Somehow I've come to terms with accepting I'll miss out on a lot of media. I'm okay not seeing great tv shows people are talking about, or following a lot of the reality tv that people are. I don't have a problem not knowing the main musical artists and songs of today.
For whatever reason I do care about missing great books. I've tried to read the Stormlight Archive series a few times, and the extensiveness of the book mixed with my inconsistent dedication makes it hard to get into the books. I also have a broken system I use for reading books. I'll borrow the books digitally via Libby which gives me 21 days to read them once I get the hold. Then in order to extend the expiration period of the books I download them on my kindle and turn off the wifi. Without access to the network I can have the books indefinitely, until I turn the wifi on again. The problem here is I am often requesting holds on other books. The outcome is that I now have books on my kindle that if I were to turn the wifi on would expire, and books on my phone via Libby that I can't get on my kindle without losing other books. This means that I start reading books on my phone, but that's a terrible experience, because any little distraction can pull me away from the book.
When I was younger it was easy to off load plans to my future self. In 9th grade when we started reading Shakespeare and I barely understood the plays, that was okay I would understand it better a few years down the road. In college when I didn't fully understand a math theorem, that was okay I'd learn it later on. Now that enough time has elapsed I realized the fallacy of waiting for the future. Of course we have limited time, and at a later date there may be more freedom to pursue things. Nonetheless, the best time to do something is now.

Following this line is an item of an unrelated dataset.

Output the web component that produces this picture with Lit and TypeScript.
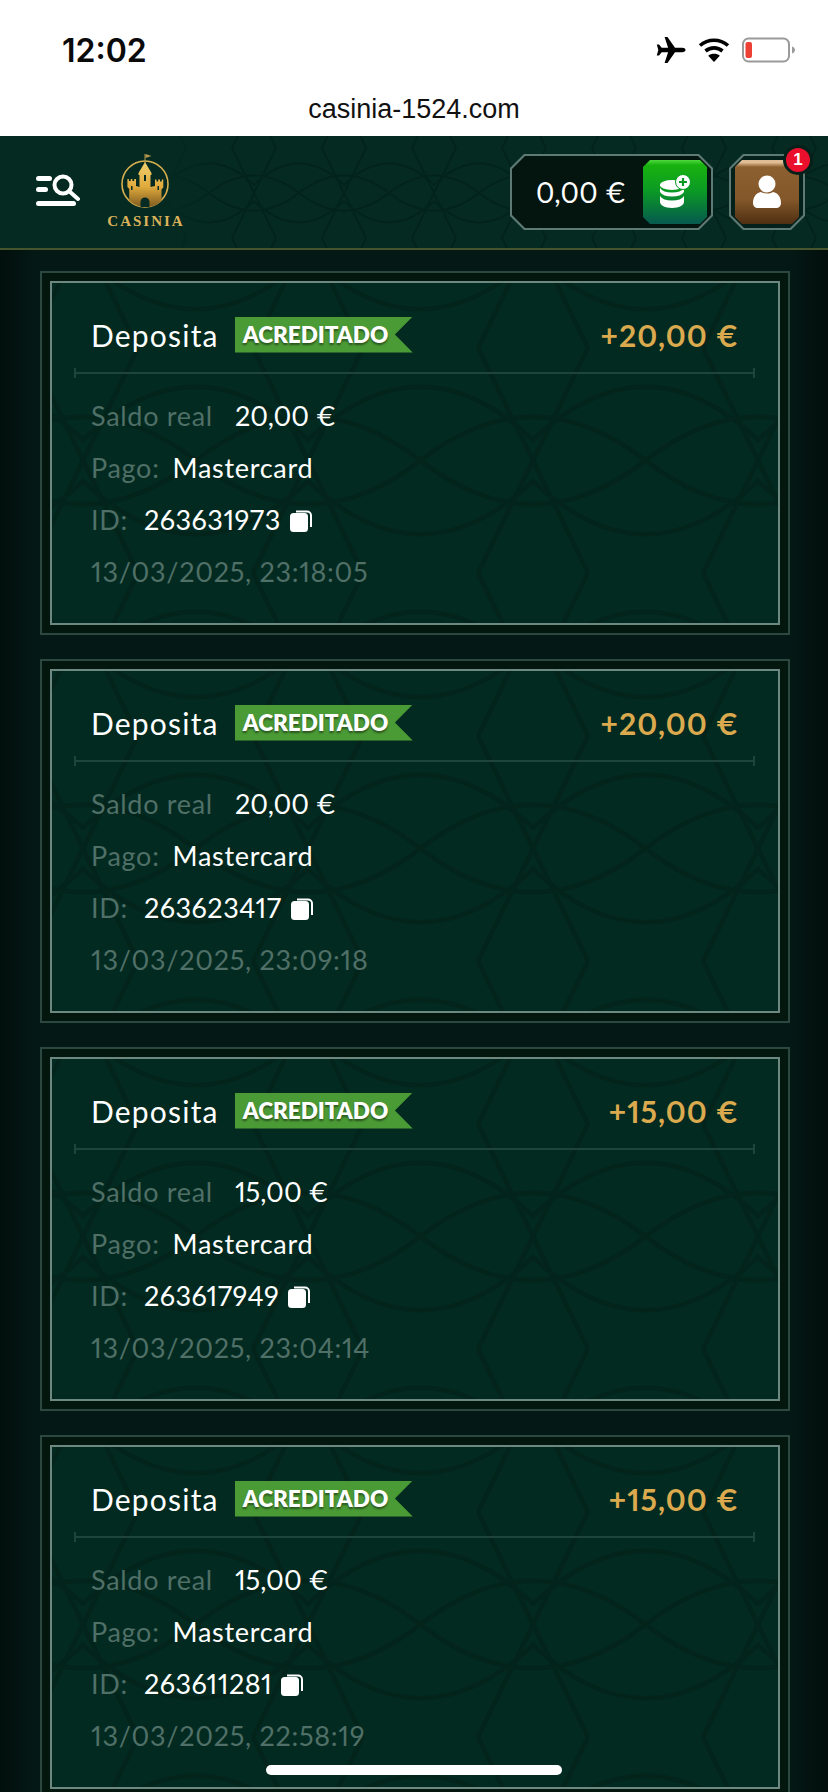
import { LitElement, html, svg, css } from 'lit';
import { customElement } from 'lit/decorators.js';

const deposits = [
  { amount: '20,00 €', id: '263631973', date: '13/03/2025, 23:18:05' },
  { amount: '20,00 €', id: '263623417', date: '13/03/2025, 23:09:18' },
  { amount: '15,00 €', id: '263617949', date: '13/03/2025, 23:04:14' },
  { amount: '15,00 €', id: '263611281', date: '13/03/2025, 22:58:19' },
];

// same interlaced motif for header and cards, only scaled differently
const motif = (stroke: string, width: number) => svg`
  <g fill="none" stroke=${stroke} stroke-width=${width}>
    <path d="M-8 45Q45 -14 98 45Q45 104 -8 45Z" />
    <path d="M-45 45Q0 10 45 45Q90 10 135 45" />
    <path d="M-45 45Q0 80 45 45Q90 80 135 45" />
    <path d="M-22 0L22 90M22 0L-22 90M68 0L112 90M112 0L68 90" />
  </g>
`;

const cardPattern = (pid: string) => html`
  <svg class="pattern" aria-hidden="true">
    <defs>
      <pattern id=${pid} width="90" height="90" patternUnits="userSpaceOnUse" patternTransform="translate(31 65) scale(2.5)">
        ${motif('#02241b', 2)}
      </pattern>
    </defs>
    <rect width="100%" height="100%" fill="url(#${pid})" />
  </svg>
`;

@customElement('app-root')
export class AppRoot extends LitElement {
  static styles = css`
    :host {
      display: block;
      position: relative;
      width: 828px;
      height: 1792px;
      overflow: hidden;
      background: #03150f;
      font-family: Lato, 'Noto Sans', sans-serif;
      font-variant-numeric: proportional-nums;
    }

    .status {
      height: 136px;
      background: #fff;
      display: flex;
      flex-direction: column;
      box-sizing: border-box;
      padding: 29px 32px 0 62px;
    }

    .status-top {
      display: flex;
      justify-content: space-between;
      align-items: center;
      height: 42px;
    }

    .time {
      font: 600 32px Inter, sans-serif;
      color: #0a0a0a;
    }

    .status-icons {
      display: flex;
      align-items: center;
      gap: 12px;
    }

    .domain {
      margin-top: 23px;
      margin-left: -62px;
      margin-right: -32px;
      text-align: center;
      font: 400 27px 'Liberation Sans', sans-serif;
      color: #111;
    }

    .topbar {
      position: relative;
      height: 114px;
      box-sizing: border-box;
      background: #042a22;
      border-bottom: 2px solid #47552f;
      display: flex;
      align-items: center;
      padding: 0 23px 0 36px;
      overflow: hidden;
    }

    .topbar .hdr-pattern {
      position: absolute;
      inset: 0;
      width: 100%;
      height: 100%;
    }

    .topbar > :not(.hdr-pattern) {
      position: relative;
    }

    .menu {
      width: 44px;
      height: 33px;
      margin-top: -4px;
    }

    .logo {
      margin-left: 28px;
      width: 74px;
      display: flex;
      flex-direction: column;
      align-items: center;
      margin-top: -1px;
    }

    .logo-name {
      font: 700 15px 'Liberation Serif', serif;
      letter-spacing: 2px;
      margin-right: -2px;
      color: #dcb35a;
      line-height: 15px;
      margin-top: 6px;
    }

    .spacer {
      flex: 1;
    }

    .balance {
      width: 203px;
      height: 76px;
      background: #5f7a74;
      clip-path: polygon(14px 0, calc(100% - 14px) 0, 100% 14px, 100% calc(100% - 14px), calc(100% - 14px) 100%, 14px 100%, 0 calc(100% - 14px), 0 14px);
      padding: 2px;
      box-sizing: border-box;
    }

    .balance-in {
      height: 100%;
      background: #04140f;
      clip-path: polygon(13px 0, calc(100% - 13px) 0, 100% 13px, 100% calc(100% - 13px), calc(100% - 13px) 100%, 13px 100%, 0 calc(100% - 13px), 0 13px);
      display: flex;
      align-items: center;
      justify-content: space-between;
      padding: 0 4px 0 24px;
    }

    .balance-text {
      font-size: 28px;
      color: #fff;
      letter-spacing: 0.2px;
    }

    .tile {
      width: 64px;
      height: 64px;
      display: flex;
      align-items: center;
      justify-content: center;
      clip-path: polygon(7px 0, calc(100% - 7px) 0, 100% 7px, 100% calc(100% - 7px), calc(100% - 7px) 100%, 7px 100%, 0 calc(100% - 7px), 0 7px);
    }

    .tile.green {
      background: linear-gradient(#4fd83f 0, #18b20f 8%, #0b9a25 48%, #06594f 100%);
    }

    .tile.brown {
      background: linear-gradient(#e0bd94 0, #e0bd94 4%, #8d6030 11%, #83572a 62%, #4f2f12 100%);
    }

    .profile-wrap {
      position: relative;
      margin-left: 16px;
    }

    .profile {
      width: 76px;
      height: 76px;
      background: #5f7a74;
      clip-path: polygon(14px 0, calc(100% - 14px) 0, 100% 14px, 100% calc(100% - 14px), calc(100% - 14px) 100%, 14px 100%, 0 calc(100% - 14px), 0 14px);
      padding: 2px;
      box-sizing: border-box;
    }

    .profile-in {
      height: 100%;
      background: #04201a;
      clip-path: polygon(13px 0, calc(100% - 13px) 0, 100% 13px, 100% calc(100% - 13px), calc(100% - 13px) 100%, 13px 100%, 0 calc(100% - 13px), 0 13px);
      display: flex;
      align-items: center;
      justify-content: center;
    }

    .notif {
      position: absolute;
      top: -9px;
      right: -8px;
      width: 24px;
      height: 24px;
      border-radius: 50%;
      background: #ea0f2c;
      border: 3px solid #04201a;
      color: #fff;
      font: 700 17px 'Liberation Sans', sans-serif;
      display: flex;
      align-items: center;
      justify-content: center;
    }

    .list {
      display: flex;
      flex-direction: column;
      gap: 24px;
      padding: 21px 38px 0 40px;
      background: linear-gradient(90deg, #020f0c 0, #041915 4.5%, #041915 95%, #020f0c 100%);
    }

    .card {
      flex: none;
      height: 364px;
      box-sizing: border-box;
      border: 2px solid #2c4640;
      padding: 8px;
      background: #03170f;
    }

    .card-in {
      position: relative;
      height: 100%;
      box-sizing: border-box;
      border: 2px solid #6d8781;
      background: #022a20;
      padding: 0 40px 0 39px;
      overflow: hidden;
    }

    .pattern {
      position: absolute;
      inset: 0;
      width: 100%;
      height: 100%;
    }

    .card-body {
      position: relative;
    }

    .head {
      display: flex;
      align-items: center;
      height: 89px;
      box-sizing: border-box;
      padding-top: 14px;
      gap: 16px;
    }

    .title {
      font-size: 30px;
      color: #fff;
      letter-spacing: 1.2px;
    }

    .badge {
      height: 36px;
      width: 178px;
      box-sizing: border-box;
      background: #4a9a35;
      clip-path: polygon(0 0, 100% 0, 90% 50%, 100% 100%, 0 100%);
      padding-left: 8px;
      font-size: 22.5px;
      font-weight: 800;
      line-height: 35px;
      color: #fff;
      text-shadow: 0 2px 2px rgba(0, 0, 0, 0.45);
    }

    .amount {
      margin-left: auto;
      font-size: 30px;
      font-weight: 700;
      color: #dba94e;
      letter-spacing: 1px;
      margin-right: -1px;
    }

    .divider {
      position: relative;
      height: 2px;
      background: #1f453b;
      margin: 0 -17px;
    }

    .divider::before,
    .divider::after {
      content: '';
      position: absolute;
      top: -4px;
      width: 2px;
      height: 10px;
      background: #1f453b;
    }

    .divider::before {
      left: 0;
    }

    .divider::after {
      right: 0;
    }

    .rows {
      display: flex;
      flex-direction: column;
      padding-top: 15px;
    }

    .row {
      display: flex;
      align-items: center;
      height: 52px;
      font-size: 27px;
      letter-spacing: 0.7px;
    }

    .label {
      color: #4f6f67;
    }

    .value {
      color: #fff;
    }

    .saldo .label {
      margin-right: 22px;
    }

    .saldo .value {
      letter-spacing: 0;
    }

    .pago .label {
      margin-right: 13px;
    }

    .id .label {
      margin-right: 16px;
    }

    .id .value {
      letter-spacing: 0.5px;
    }

    .copy {
      margin-left: 9px;
      margin-top: 3px;
      width: 22px;
      height: 22px;
    }

    .home {
      position: absolute;
      left: 266px;
      top: 1765px;
      width: 296px;
      height: 10px;
      border-radius: 5px;
      background: #fff;
    }
  `;

  private renderCard(d: { amount: string; id: string; date: string }, i: number) {
    return html`
      <section class="card">
        <div class="card-in">
          ${cardPattern(`card-pat-${i}`)}
          <div class="card-body">
            <div class="head">
              <span class="title">Deposita</span>
              <span class="badge">ACREDITADO</span>
              <span class="amount">+${d.amount}</span>
            </div>
            <div class="divider"></div>
            <div class="rows">
              <div class="row saldo"><span class="label">Saldo real</span><span class="value">${d.amount}</span></div>
              <div class="row pago"><span class="label">Pago:</span><span class="value">Mastercard</span></div>
              <div class="row id">
                <span class="label">ID:</span><span class="value">${d.id}</span>
                <svg class="copy" viewBox="0 0 22 22">
                  <path d="M6 1.500h11a4 4 0 0 1 4 4V17" fill="none" stroke="#fff" stroke-width="2" />
                  <rect x="0" y="3" width="18" height="19" rx="3.500" fill="#fff" />
                </svg>
              </div>
              <div class="row"><span class="label">${d.date}</span></div>
            </div>
          </div>
        </div>
      </section>
    `;
  }

  render() {
    return html`
      <div class="status">
        <div class="status-top">
          <span class="time">12:02</span>
          <div class="status-icons">
            <svg width="30" height="26" viewBox="0 0 30 26">
              <path fill="#000" d="M29.500 13c0-1.300-1.500-2.200-3.200-2.200h-7.300L11.500 0H8.600l3.500 10.800H5.700L3 7.500H.8l1.500 5.500L.8 18.500H3l2.700-3.300h6.400L8.600 26h2.900l7.500-10.800h7.300c1.700 0 3.200-.9 3.200-2.200z" />
            </svg>
            <svg width="32" height="26" viewBox="0 0 32 26">
              <g fill="none" stroke="#000" stroke-width="3.600">
                <path d="M2 8.500C10 1.500 22 1.500 30 8.500" />
                <path d="M7.500 14c5-4.200 12-4.200 17 0" />
              </g>
              <path fill="#000" d="M16 25l-5.800-6.300c3.300-2.600 8.300-2.600 11.600 0z" />
            </svg>
            <svg width="54" height="26" viewBox="0 0 54 26">
              <rect x="1" y="1.500" width="46" height="23" rx="5.500" fill="none" stroke="#9a9a9a" stroke-width="2" />
              <rect x="3.500" y="5" width="6.500" height="16" rx="2" fill="#ee4136" />
              <path d="M50 9.500c2 .6 3 2 3 3.500s-1 2.900-3 3.500z" fill="#9a9a9a" />
            </svg>
          </div>
        </div>
        <div class="domain">casinia-1524.com</div>
      </div>

      <header class="topbar">
        <svg class="hdr-pattern" aria-hidden="true">
          <defs>
            <pattern id="hdr-pat" width="90" height="90" patternUnits="userSpaceOnUse" patternTransform="translate(-16 12)">
              ${motif('#02231b', 2)}
            </pattern>
            <linearGradient id="hdr-fade">
              <stop offset="0" stop-color="#fff" stop-opacity="0" />
              <stop offset="0.2" stop-color="#fff" stop-opacity="0" />
              <stop offset="0.27" stop-color="#fff" />
            </linearGradient>
            <mask id="hdr-mask"><rect width="100%" height="100%" fill="url(#hdr-fade)" /></mask>
          </defs>
          <rect width="100%" height="100%" fill="url(#hdr-pat)" mask="url(#hdr-mask)" />
        </svg>

        <svg class="menu" viewBox="0 0 44 33">
          <g fill="#fff">
            <rect x="0" y="2" width="16" height="5" rx="2.500" />
            <rect x="0" y="13" width="12" height="5" rx="2.500" />
            <rect x="0" y="27" width="40" height="5" rx="2.500" />
          </g>
          <circle cx="27" cy="11" r="8.500" fill="none" stroke="#fff" stroke-width="4" />
          <path d="M33 17l9 8" stroke="#fff" stroke-width="4" stroke-linecap="round" />
        </svg>

        <div class="logo">
          <svg width="52" height="54" viewBox="0 0 52 54">
            <defs>
              <linearGradient id="gold" x1="0" y1="0" x2="0" y2="1">
                <stop offset="0" stop-color="#f2cf6e" />
                <stop offset="0.55" stop-color="#e0aa3c" />
                <stop offset="1" stop-color="#7d5a1f" />
              </linearGradient>
            </defs>
            <circle cx="26" cy="30" r="23" fill="none" stroke="#d9b04f" stroke-width="1.600" />
            <path fill="#b8974a" d="M25.500 0h1v9h-1z" />
            <path fill="#b8974a" d="M26.500 0l6 2-6 2z" />
            <path fill="url(#gold)" d="M19.500 19l6.500-11 6.500 11v2h-1V33l4.500-1v-6.500h1.500v2h1.700v-2h1.800v2h1.800v-2h1.500v8l-1.800 2v11.600A23 23 0 0 1 26 53 23 23 0 0 1 10.200 46.600V35l-1.800-2v-8h1.500v2h1.800v-2h1.700v2h1.800v-2H17V32l3.500 1V21h-1z" />
            <path fill="#062a24" d="M21.500 53v-5a4.500 4.500 0 0 1 9 0v5z" />
            <path fill="#062a24" d="M25 21h2v6h-2zM12 32h1.500v4H12zM38.500 32H40v4h-1.500z" />
          </svg>
          <span class="logo-name">CASINIA</span>
        </div>

        <div class="spacer"></div>

        <div class="balance">
          <div class="balance-in">
            <span class="balance-text">0,00 €</span>
            <div class="tile green">
              <svg width="32" height="34" viewBox="0 0 32 34">
                <g fill="#fff">
                  <ellipse cx="13" cy="10" rx="12" ry="5" />
                  <path d="M1 13c2 3 6 4.500 12 4.500S23 16 25 13v4c-2 3-6 4.500-12 4.500S3 20 1 17z" />
                  <path d="M1 21c2 3 6 4.500 12 4.500S23 24 25 21v6c0 3-5 6-12 6S1 30 1 27z" />
                  <circle cx="24" cy="7" r="7.500" stroke="#0a9a24" stroke-width="1" />
                </g>
                <path d="M24 3v8M20 7h8" stroke="#0a9a24" stroke-width="2.200" />
              </svg>
            </div>
          </div>
        </div>

        <div class="profile-wrap">
          <div class="profile">
            <div class="profile-in">
              <div class="tile brown">
                <svg width="28" height="34" viewBox="0 0 28 34">
                  <g fill="#fff">
                    <circle cx="14" cy="9" r="8.500" />
                    <path d="M0 28c0-6 3-10 8-11 3.500 2 8.500 2 12 0 5 1 8 5 8 11 0 3-2 5-5 5H5c-3 0-5-2-5-5z" />
                  </g>
                </svg>
              </div>
            </div>
          </div>
          <span class="notif">1</span>
        </div>
      </header>

      <main class="list">${deposits.map((d, i) => this.renderCard(d, i))}</main>
      <div class="home"></div>
    `;
  }
}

A common phrase to capture these feelings is fear of missing out or abbreviated as fomo. This is usually used to describe missing out on social situations and events and less on missing out on information. I think I agree with that usage. Realistically there isn't going to be another Timothee Chalamet lookalike contest and hence the fear of missing out. However, Shakespeare's works as far as we can tell are always going to be there, and so you can always start to enjoy them. In some way what I am lamenting is a broader fear of missing out due to the impermanence of life. We won't live forever, and therefore we won't have time to do or learn everything so we have to choose how we use our time.
What I seem to be talking about is regret. Regretting to read Shakespeare is a funny thing because you can go read it at any time. Perhaps Shakespeare is not even the appropriate example here, because in one of the Shakespeare plays I have, the intro mentions the plays are best experienced via a performance.
Regret is an interesting feeling, because it can motivate you to make a change or it can just make you dwell on elements you might not change. In my case I realize there is so much I want to do that realistically I don't know when I am going to do it. In this case the regret doesn't serve me well.
Regret is also a weird framing, because it's often used to describe something that happened in the past. For instance, you might regret that you didn't spend more time with friends when in school. In this case I am regretting that I won't have get to everything before that has even happened. For the most part the regret is not even that I am disappointed with how I choose to spend my time. On the whole I think I make good use of my time. Although, in the moment the feelings are more conflicted. Take today, I opted to not go on a bike ride with friends because I am feeling sick, the NYC marathon is going on, but I don't think I'll catch it. There's a chamber music event going on and I am not sure that I will head to it. My worry is that when the day is over I won't feel satisfied with how I spent my time. Ideally this concern would serve a purpose and lead me to take action. In practice, I might not be satisfied at the end of the day, and I'll also have worried throughout the day.
This notion of "wont' be satisfied with the day" is dubious anyway. I don't have good criteria of what a satisfying day entails. In some way I probably crave structure, and the freedom of a weekend with the looming workday coming create more pressure to enjoying the day off.
On the other end of this spectrum the New York Times recently wrote about how long is too long to stay in bed? This article brings up the idea of "revenge bedtime procrastination" which is staying up late at night, because your daytime schedule lacks time for leisure time. I definitely experienced revenge bedtime procrastination, but I also experience something different which is aspirational bedtime procrastination. In these cases I'll get excited about the opportunities that lie in front of me, and all I can do to seize these opportunities. Only for the next day to be a mundane day, and for the aspirations to be thought about sporadically.
The reality is that our life is largely composed of mundane moments (article that highlights this idea in different vein). This is related to the hedonistic treadmill, which is the idea that we return to a stable level of happiness despite positive or negative life changes. Most of the days in my life will be simple ordinary days, and not being able to accept that and resisting this leads to these feelings. I have a hard time remembering accomplished weekends, and not so accomplished weekends. Although I'm hard on myself about how I use my time in the present I don't really remember the "good weekends" nor the "bad weekends". I am aware of this critical part of me that is trying to optimize my life, and make the most of it. I know this is a recurring theme, but I don't remember the exact instances. It's something that I carry with me. I am trying to learn that it's not that life is beautiful and fleeting; it's beautiful because it's fleeting. So I'll have to continue to learn to go the way the wind blows me (accept serendipity), but coexist with some plan!